STATED TASK
Reproduce nothing but the lines from the start of the material through the line that includes "number; text: string;", both ends included, and omit every picture.

※ ※ ※

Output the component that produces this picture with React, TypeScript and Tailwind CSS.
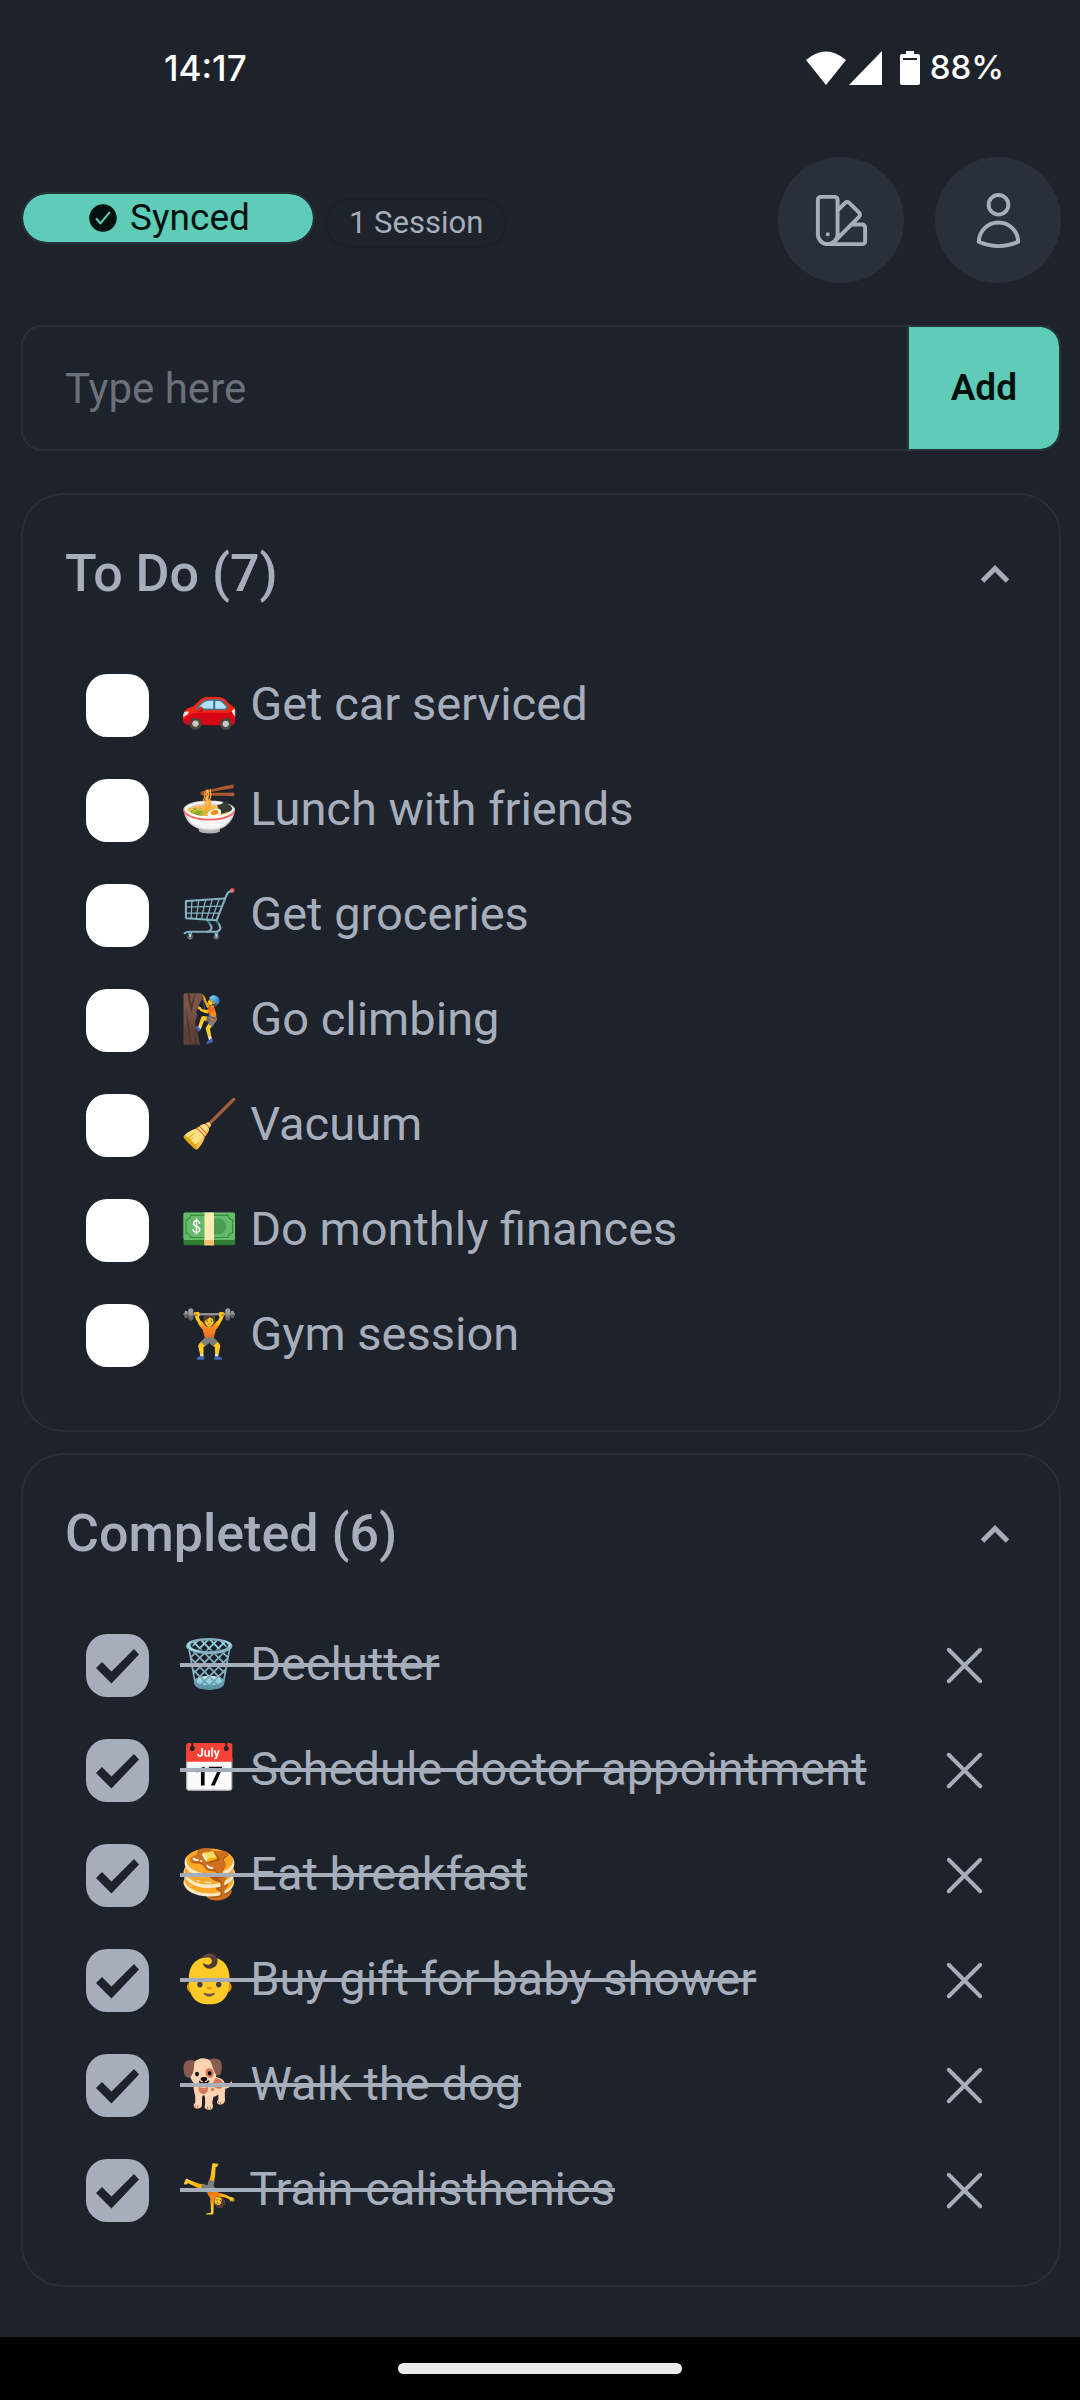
import { useState } from "react";
import type { FormEvent } from "react";
import { HiOutlineSwatch, HiOutlineUser, HiOutlineXMark } from "react-icons/hi2";
import { IoCheckmarkCircle } from "react-icons/io5";

type Task = { id: number; text: string; done: boolean };

const initialTasks: Task[] = [
  { id: 1, text: "🚗 Get car serviced", done: false },
  { id: 2, text: "🍜 Lunch with friends", done: false },
  { id: 3, text: "🛒 Get groceries", done: false },
  { id: 4, text: "🧗 Go climbing", done: false },
  { id: 5, text: "🧹 Vacuum", done: false },
  { id: 6, text: "💵 Do monthly finances", done: false },
  { id: 7, text: "🏋️ Gym session", done: false },
  { id: 8, text: "🗑️ Declutter", done: true },
  { id: 9, text: "📅 Schedule doctor appointment", done: true },
  { id: 10, text: "🥞 Eat breakfast", done: true },
  { id: 11, text: "👶 Buy gift for baby shower", done: true },
  { id: 12, text: "🐕 Walk the dog", done: true },
  { id: 13, text: "🤸 Train calisthenics", done: true },
];

function StatusBar() {
  return (
    <div className="flex h-[136px] items-center justify-between pr-[76px] pl-[164px] font-['Inter'] text-[35px] font-medium text-white">
      <span>14:17</span>
      <div className="flex items-center">
        <svg className="h-[34px] w-[40px]" viewBox="0 0 40 34" fill="currentColor" aria-hidden="true">
          <path d="M0 9Q20 -8 40 9L20 34Z" />
        </svg>
        <svg className="ml-[3px] h-[34px] w-[33px]" viewBox="0 0 33 34" fill="currentColor" aria-hidden="true">
          <path d="M33 0V34H0Z" />
        </svg>
        <svg className="ml-[18px] h-[34px] w-[20px]" viewBox="0 0 20 34" aria-hidden="true">
          <path d="M6 0H14V3H18Q20 3 20 5V32Q20 34 18 34H2Q0 34 0 32V5Q0 3 2 3H6Z" fill="currentColor" />
          <path d="M3 7H17V9H3Z" fill="#1e222a" />
        </svg>
        <span className="ml-[10px] text-[33px]">88%</span>
      </div>
    </div>
  );
}

function Header() {
  return (
    <header className="flex items-center justify-between py-[21px] pr-[19px] pl-[21px]">
      <div className="flex items-start gap-[10px]">
        <div className="flex h-[52px] w-[294px] items-center justify-center gap-[10px] rounded-full border-2 border-[#243238] bg-[#5eccb8] bg-clip-padding text-[37px] text-[#00110d]">
          <IoCheckmarkCircle className="size-[34px]" aria-hidden="true" />
          Synced
        </div>
        <div className="mt-[6px] flex h-[50px] items-center rounded-full border-2 border-[#1b2025] px-[22px] text-[31px]">
          1 Session
        </div>
      </div>
      <div className="flex gap-[31px]">
        <button type="button" aria-label="Change theme" className="grid size-[126px] place-items-center rounded-full bg-[#2a303a]">
          <HiOutlineSwatch className="size-[63px]" />
        </button>
        <button type="button" aria-label="Account" className="grid size-[126px] place-items-center rounded-full bg-[#2a303a]">
          <HiOutlineUser className="size-[63px]" />
        </button>
      </div>
    </header>
  );
}

function TaskRow({ task, onToggle, onRemove }: { task: Task; onToggle: () => void; onRemove: () => void }) {
  return (
    <li className="flex h-[105px] items-center justify-between">
      <label className="flex items-center gap-[31px]">
        <span className="grid size-[63px] shrink-0">
          <input
            type="checkbox"
            checked={task.done}
            onChange={onToggle}
            className="col-start-1 row-start-1 size-[63px] appearance-none rounded-[21px] bg-white checked:bg-[#a6adbb]"
          />
          {task.done && (
            <svg className="pointer-events-none col-start-1 row-start-1 size-[63px]" viewBox="0 0 63 63" aria-hidden="true">
              <path d="M10 34L16 28L25.500 37.500L48 15L53 20.500L25.500 49.500Z" fill="#1e222a" />
            </svg>
          )}
        </span>
        <span className={task.done ? "pb-1 text-[47px] leading-[63px] line-through" : "pb-1 text-[47px] leading-[63px]"}>
          {task.text}
        </span>
      </label>
      {task.done && (
        <button type="button" aria-label={"Delete " + task.text} onClick={onRemove}>
          <HiOutlineXMark className="size-[63px]" />
        </button>
      )}
    </li>
  );
}

function TaskCard({
  title,
  tasks,
  onToggle,
  onRemove,
}: {
  title: string;
  tasks: Task[];
  onToggle: (id: number) => void;
  onRemove: (id: number) => void;
}) {
  const [open, setOpen] = useState(true);
  return (
    <section className="rounded-[42px] border-2 border-[#2a2f37]">
      <h2>
        <button
          type="button"
          aria-expanded={open}
          onClick={() => setOpen(!open)}
          className="flex h-[158px] w-full items-center justify-between pr-[48px] pl-[42px] text-left text-[52px] font-medium"
        >
          {title} ({tasks.length})
          <svg
            className={open ? "h-[20px] w-[32px]" : "h-[20px] w-[32px] rotate-180"}
            viewBox="0 0 32 20"
            fill="none"
            stroke="currentColor"
            strokeWidth="5"
            aria-hidden="true"
          >
            <path d="M3.500 17L16 4.500L28.500 17" />
          </svg>
        </button>
      </h2>
      {open && (
        <ul className="pr-[63px] pb-[42px] pl-[63px]">
          {tasks.map((task) => (
            <TaskRow key={task.id} task={task} onToggle={() => onToggle(task.id)} onRemove={() => onRemove(task.id)} />
          ))}
        </ul>
      )}
    </section>
  );
}

export default function App() {
  const [tasks, setTasks] = useState(initialTasks);
  const [draft, setDraft] = useState("");

  const toggle = (id: number) => setTasks(tasks.map((t) => (t.id === id ? { ...t, done: !t.done } : t)));
  const remove = (id: number) => setTasks(tasks.filter((t) => t.id !== id));
  const add = (event: FormEvent) => {
    event.preventDefault();
    if (!draft.trim()) return;
    setTasks([...tasks, { id: Date.now(), text: draft.trim(), done: false }]);
    setDraft("");
  };

  return (
    <div className="flex min-h-screen flex-col bg-[#1e222a] font-['Roboto','Noto_Color_Emoji',sans-serif] text-[#a6adbb]">
      <StatusBar />
      <Header />
      <main className="flex flex-col gap-[21px] pt-[21px] pr-[19px] pb-[50px] pl-[21px]">
        <form onSubmit={add} className="mb-[21px] flex h-[126px]">
          <input
            type="text"
            aria-label="New task"
            placeholder="Type here"
            value={draft}
            onChange={(event) => setDraft(event.target.value)}
            className="min-w-0 flex-1 rounded-l-[21px] border-2 border-r-0 border-[#2a2f37] bg-transparent px-[42px] text-[42px] outline-none placeholder:text-[#6b707b]"
          />
          <button
            type="submit"
            className="rounded-r-[21px] border-2 border-[#24383c] bg-[#5eccb8] bg-clip-padding px-[42px] text-[37px] font-semibold text-[#00110d]"
          >
            Add
          </button>
        </form>
        <TaskCard title="To Do" tasks={tasks.filter((t) => !t.done)} onToggle={toggle} onRemove={remove} />
        <TaskCard title="Completed" tasks={tasks.filter((t) => t.done)} onToggle={toggle} onRemove={remove} />
      </main>
      <footer className="mt-auto flex h-[63px] items-center justify-center bg-black">
        <div className="h-[11px] w-[284px] rounded-full bg-[#ebebeb]" />
      </footer>
    </div>
  );
}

※ ※ ※

TASK RESULT
Output the component that produces this picture with React, TypeScript and Tailwind CSS.
import { useState } from "react";
import type { FormEvent } from "react";
import { HiOutlineSwatch, HiOutlineUser, HiOutlineXMark } from "react-icons/hi2";
import { IoCheckmarkCircle } from "react-icons/io5";

type Task = { id: number; text: string; done: boolean };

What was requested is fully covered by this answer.